- **Supplied information**
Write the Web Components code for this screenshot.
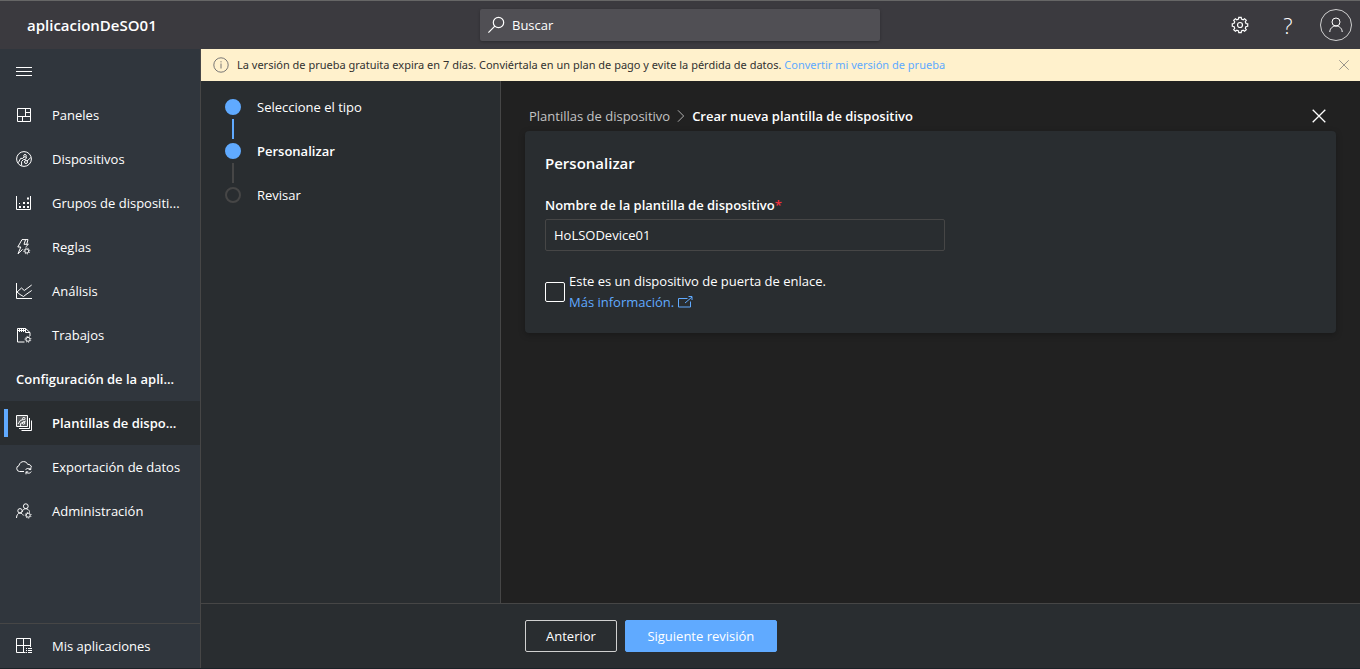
<!DOCTYPE html>
<html lang="es">
<head>
<meta charset="utf-8">
<meta name="viewport" content="width=device-width, initial-scale=1">
<title>aplicacionDeSO01</title>
<style>
  :root {
    --bar: #3b3a3f; --field: #504f54; --nav: #30363d; --panel: #292d30; --page: #212121;
    --line: #464646; --accent: #60aaff; --notice: #fff1cc;
    --base: 13px; --small: 11px; --large: 15px;
  }
  body {
    margin: 0; min-height: 100vh; display: flex; background: var(--page); color: #fff;
    font: 13px/20px "Open Sans", "Noto Sans", sans-serif;
  }
  central-app { flex: 1; }
</style>
</head>
<body>
<central-app></central-app>
<script>
function gear(cx, cy, outer, inner, teeth) {
  const step = Math.PI * 2 / teeth;
  const pts = [];
  for (let i = 0; i < teeth; i++) {
    const a = i * step;
    for (const [r, off] of [[inner, -0.3], [outer, -0.2], [outer, 0.2], [inner, 0.3]]) {
      pts.push((cx + r * Math.cos(a + off * step)).toFixed(2) + ' ' + (cy + r * Math.sin(a + off * step)).toFixed(2));
    }
  }
  return 'M' + pts.join('L') + 'Z';
}
const smallGear = (x, y) => `<circle cx="${x}" cy="${y}" r="2"/><path stroke-dasharray="1.1 1.18" d="M${x - 2.9} ${y}a2.9 2.9 0 1 0 5.8 0a2.9 2.9 0 1 0 -5.8 0"/>`;

const ICONS = {
  menu: '<path d="M0 4.5h16M0 8.5h16M0 12.5h16"/>',
  panels: '<path d="M1.5 1.5h13v13h-13zM1.5 9.5h13M9.5 1.5v8M9.5 5.5h5M6.5 9.5v5"/>',
  devices: '<circle cx="8" cy="8" r="7.4"/><circle cx="9" cy="4.8" r="1.3"/><circle cx="10" cy="11" r="1.5"/><path d="M8 5.8L6.8 7.4H4.6L2.4 11.6M5.6 14.6V10.4l1.8-1.8L9.6 8.4l1-2.6M11 10l3.8-3.4"/>',
  groups: '<path d="M.5 1v13.5h14V1"/><g fill="currentColor" stroke="none"><path d="M3 11h2v2H3zM7 11h2v2H7zM11 11h2v2h-2zM7 7h2v2H7zM11 7h2v2h-2zM11 2.5h2v2h-2zM3 8h1v1H3z"/></g>',
  rules: '<path d="M10.8 5L12 .6H6L1.8 8h3L2 14.8l4.6-4.4M9.6 .6L8 5.3h4.4L9.6 8"/>' + smallGear(10.8, 12),
  analytics: '<path d="M.5 0v15.5H16M1 9l4.5-4 2.8 2.5L15.7 2M1 9l3 2.5 3.5 2L10 11.5l5.7-4"/>',
  jobs: '<path d="M8.5 15H1.5V1.5h8l4.5 4v3.5M9.5 1.5v4H14M3.5 2v3M5.5 2v3M7.5 2v3M2 3.5h7"/>' + smallGear(12, 12.3),
  templates: '<path fill="#ffffff38" d="M.5 .5h11v11H.5z"/><path d="M3 13.5h10.5V3M5.5 15.5h10V5.5"/><circle cx="7.8" cy="3.6" r="1.2"/><circle cx="7.6" cy="8" r="1.2"/><path d="M7 4.6L4.5 5.4 2 9M4.6 11V8.5L9.8 6"/>',
  exporting: '<path d="M8 12.5H3.5A3 3 0 0 1 3 6.6C3.4 3.9 5.5 2.6 7.6 2.6c2 0 3.5 1.1 4 2.7 2 0 3.7 1 3.9 3"/><path d="M9.5 11c.6-1.6 3.8-2.4 5.3-.4V8.4M14.8 10.6h-2.2M15.3 12.5c-.7 2-4 2.3-5.3.4v2.4M10 12.9h2.2"/>',
  admin: '<circle cx="9.8" cy="3.2" r="2.4"/><circle cx="4" cy="7.8" r="2.2"/><path d="M.5 15c.1-3 1.5-5 3.5-5 1.6 0 2.7 1 3.3 2.5M6 9c.6-2 2-3.3 3.8-3.3 1.7 0 3.2 1.2 3.8 3"/>' + smallGear(12.2, 12.2),
  apps: '<path d="M9.5 14.5h-9V.5h14v8.5M7.5 .5v14M.5 7.5h14"/><path d="M10 10.5h1M12 10.5h4M10 12.5h1M12 12.5h4M10 14.5h1M12 14.5h4"/>',
  search: '<circle cx="10.5" cy="5.5" r="5.2" stroke-width="1.2"/><path stroke-width="1.2" d="M6.8 9.2L.4 15.6"/>',
  settings: `<path stroke-width="1.2" d="${gear(8, 8, 7.8, 6.2, 8)}"/><circle cx="8" cy="8" r="2.5" stroke-width="1.2"/>`,
  person: '<circle cx="8" cy="5" r="4"/><path d="M1.8 15c0-3.4 2.7-6 6.2-6s6.2 2.6 6.2 6"/>',
  info: '<circle cx="8" cy="8" r="7.2"/><path d="M8 6.5v5M8 4.2v1.2"/>',
  close: '<path d="M1.7 1.7l12.6 12.6M14.3 1.7L1.7 14.3"/>',
  chevron: '<path d="M4.5 1.5L11 8l-6.5 6.5"/>',
  external: '<path d="M9.5 3.5h-9v8.5h12V6.5M7 8L14 2M10.5 1.5h3.5v3.5"/>'
};

function define(name, html, setup) {
  const template = document.createElement('template');
  template.innerHTML = html;
  customElements.define(name, class extends HTMLElement {
    connectedCallback() {
      if (this.shadowRoot) return;
      this.attachShadow({ mode: 'open' }).append(template.content.cloneNode(true));
      if (setup) setup(this, this.shadowRoot);
    }
  });
}

define('ui-icon', `
<style>
  :host { display: block; flex: none; width: 16px; height: 16px; }
  svg { display: block; width: 100%; height: 100%; overflow: visible; fill: none; stroke: currentColor; stroke-width: var(--stroke, 1); }
</style>
<svg viewBox="0 0 16 16" aria-hidden="true"></svg>`,
(host, root) => { root.querySelector('svg').innerHTML = ICONS[host.getAttribute('name')] || ''; });

define('app-header', `
<style>
  :host { display: grid; grid-template-columns: 1fr minmax(120px, 400px) 1fr; align-items: center; box-sizing: border-box; height: 49px; background: var(--bar); border-top: 1px solid #666; }
  h1 { margin: 0; padding-left: 27px; font-size: var(--large); line-height: 24px; font-weight: 600; }
  .search { display: flex; align-items: center; gap: 8px; height: 32px; padding: 0 8px; border-radius: 2px; background: var(--field); box-shadow: 0 1px 3px #0004; }
  input { flex: 1; min-width: 0; padding: 0; border: 0; outline: 0; background: none; color: #fff; font: inherit; }
  input::placeholder { color: #fff; opacity: 1; }
  .tools { display: flex; justify-content: flex-end; align-items: center; padding-right: 8px; }
  button { display: grid; place-items: center; width: 48px; height: 48px; padding: 0; border: 0; background: none; color: #fff; font: inherit; }
  .help { font-size: 22px; font-weight: 300; }
  .me { width: 32px; height: 32px; margin-left: 8px; border: 1px solid #d0d0d0; border-radius: 50%; }
</style>
<h1>aplicacionDeSO01</h1>
<label class="search"><ui-icon name="search"></ui-icon><input type="text" placeholder="Buscar" aria-label="Buscar"></label>
<div class="tools">
  <button type="button" aria-label="Configuración"><ui-icon name="settings"></ui-icon></button>
  <button type="button" class="help" aria-label="Ayuda">?</button>
  <button type="button" class="me" aria-label="Cuenta"><ui-icon name="person"></ui-icon></button>
</div>`);

define('nav-item', `
<style>
  :host { display: block; }
  a { position: relative; display: flex; align-items: center; gap: 20px; height: 44px; padding: 0 16px; color: #fff; text-decoration: none; white-space: nowrap; }
  :host([current]) a { background: var(--panel); font-weight: 600; }
  :host([current]) a::before { content: ""; position: absolute; left: 4px; top: 8px; bottom: 8px; width: 4px; background: var(--accent); }
</style>
<a href="#"><span><slot></slot></span></a>`,
(host, root) => {
  const link = root.querySelector('a');
  const icon = document.createElement('ui-icon');
  icon.setAttribute('name', host.getAttribute('icon'));
  link.prepend(icon);
  if (host.hasAttribute('current')) link.setAttribute('aria-current', 'page');
});

define('side-nav', `
<style>
  :host { display: flex; flex-direction: column; flex: none; width: 200px; background: var(--nav); border-right: 1px solid var(--line); }
  nav { flex: 1; }
  button { display: flex; align-items: center; height: 44px; padding: 0 16px; border: 0; background: none; color: #fff; }
  h2 { margin: 0; padding: 0 16px; font-size: var(--base); line-height: 44px; font-weight: 600; white-space: nowrap; }
  .bottom { border-top: 1px solid var(--line); }
</style>
<nav aria-label="Principal">
  <button type="button" aria-label="Menú"><ui-icon name="menu"></ui-icon></button>
  <nav-item icon="panels">Paneles</nav-item>
  <nav-item icon="devices">Dispositivos</nav-item>
  <nav-item icon="groups">Grupos de dispositi...</nav-item>
  <nav-item icon="rules">Reglas</nav-item>
  <nav-item icon="analytics">Análisis</nav-item>
  <nav-item icon="jobs">Trabajos</nav-item>
  <h2>Configuración de la apli...</h2>
  <nav-item icon="templates" current>Plantillas de dispo...</nav-item>
  <nav-item icon="exporting">Exportación de datos</nav-item>
  <nav-item icon="admin">Administración</nav-item>
</nav>
<div class="bottom"><nav-item icon="apps">Mis aplicaciones</nav-item></div>`);

define('trial-banner', `
<style>
  :host { display: flex; align-items: center; gap: 8px; min-height: 32px; padding: 0 8px 0 12px; background: var(--notice); color: #323130; font-family: "Noto Sans", "Open Sans", sans-serif; font-size: var(--small); }
  p { flex: 1; margin: 0; }
  a { color: var(--accent); text-decoration: none; }
  button { display: grid; place-items: center; width: 16px; height: 32px; padding: 0; border: 0; background: none; color: #605e5c; }
  button ui-icon { width: 12px; height: 12px; }
  ui-icon { color: #797775; }
</style>
<ui-icon name="info"></ui-icon>
<p>La versión de prueba gratuita expira en 7 días. Conviértala en un plan de pago y evite la pérdida de datos. <a href="#">Convertir mi versión de prueba</a></p>
<button type="button" aria-label="Descartar"><ui-icon name="close"></ui-icon></button>`);

define('wizard-step', `
<style>
  :host { display: flex; align-items: center; gap: 16px; height: 44px; position: relative; }
  i { box-sizing: border-box; width: 16px; height: 16px; border: 2px solid var(--line); border-radius: 50%; }
  :host([state]) i { border-color: var(--accent); background: var(--accent); }
  :host([state="current"]) { font-weight: 600; }
  :host(:not(:last-child))::after { content: ""; position: absolute; left: 7px; top: 34px; width: 2px; height: 20px; background: var(--line); }
  :host([state="done"])::after { background: var(--accent) !important; }
</style>
<i></i><span><slot></slot></span>`);

define('wizard-steps', `
<style>
  :host { display: block; flex: none; box-sizing: border-box; width: 300px; padding: 4px 24px; background: var(--panel); border-right: 1px solid var(--line); }
</style>
<wizard-step state="done">Seleccione el tipo</wizard-step>
<wizard-step state="current">Personalizar</wizard-step>
<wizard-step>Revisar</wizard-step>`);

define('crumb-bar', `
<style>
  :host { display: flex; align-items: center; justify-content: space-between; height: 30px; padding: 0 8px 0 4px; }
  nav { display: flex; align-items: center; gap: 4px; }
  a { color: #c4c4c4; text-decoration: none; }
  nav ui-icon { width: 14px; height: 14px; color: #c4c4c4; }
  strong { font-weight: 600; }
  button { display: grid; place-items: center; width: 18px; height: 24px; padding: 0; border: 0; background: none; color: #fff; --stroke: 1.3; }
</style>
<nav aria-label="Ruta"><a href="#">Plantillas de dispositivo</a><ui-icon name="chevron"></ui-icon><strong>Crear nueva plantilla de dispositivo</strong></nav>
<button type="button" aria-label="Cerrar"><ui-icon name="close"></ui-icon></button>`);

define('template-form', `
<style>
  :host { display: block; padding: 20px; background: var(--panel); border-radius: 4px; box-shadow: 0 2px 6px #0004; }
  h2 { margin: 0 0 20px; font-size: var(--large); line-height: 24px; font-weight: 600; }
  .name { display: block; margin-bottom: 4px; font-weight: 600; }
  .name span { color: #f1303b; }
  .text { display: block; box-sizing: border-box; width: 100%; max-width: 400px; height: 32px; padding: 0 8px; border: 1px solid var(--line); border-radius: 2px; outline: 0; background: none; color: #fff; font: inherit; }
  .gateway { display: flex; align-items: center; gap: 4px; margin-top: 20px; line-height: 21px; }
  .gateway input { appearance: none; flex: none; width: 20px; height: 20px; margin: 0; border: 1px solid #fff; border-radius: 2px; }
  .gateway label { display: block; }
  a { display: inline-flex; align-items: center; gap: 4px; color: var(--accent); text-decoration: none; }
</style>
<h2>Personalizar</h2>
<label class="name" for="name">Nombre de la plantilla de dispositivo<span>*</span></label>
<input class="text" id="name" type="text" value="HoLSODevice01" required>
<div class="gateway">
  <input id="gateway" type="checkbox">
  <div><label for="gateway">Este es un dispositivo de puerta de enlace.</label><a href="#">Más información.<ui-icon name="external"></ui-icon></a></div>
</div>`);

define('action-bar', `
<style>
  :host { display: flex; gap: 8px; padding: 16px 24px 16px 324px; background: var(--panel); border-top: 1px solid var(--line); }
  button { height: 32px; padding: 0 20px; border: 1px solid #d0d0d0; border-radius: 2px; background: none; color: #fff; font: inherit; }
  .next { min-width: 152px; border-color: var(--accent); background: var(--accent); }
</style>
<button type="button">Anterior</button>
<button type="button" class="next">Siguiente revisión</button>`);

define('central-app', `
<style>
  :host { display: flex; flex-direction: column; border-bottom: 1px solid #1b2227; }
  .body { flex: 1; display: flex; }
  .main { flex: 1; min-width: 0; display: flex; flex-direction: column; }
  .work { flex: 1; display: flex; }
  main { flex: 1; min-width: 0; padding: 20px 24px; background: var(--page); }
</style>
<app-header></app-header>
<div class="body">
  <side-nav></side-nav>
  <div class="main">
    <trial-banner></trial-banner>
    <div class="work">
      <wizard-steps></wizard-steps>
      <main><crumb-bar></crumb-bar><template-form></template-form></main>
    </div>
    <action-bar></action-bar>
  </div>
</div>`);
</script>
</body>
</html>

- **Problem statement**
Give only the number of lines above that hold the string "this".

- **Reply**
4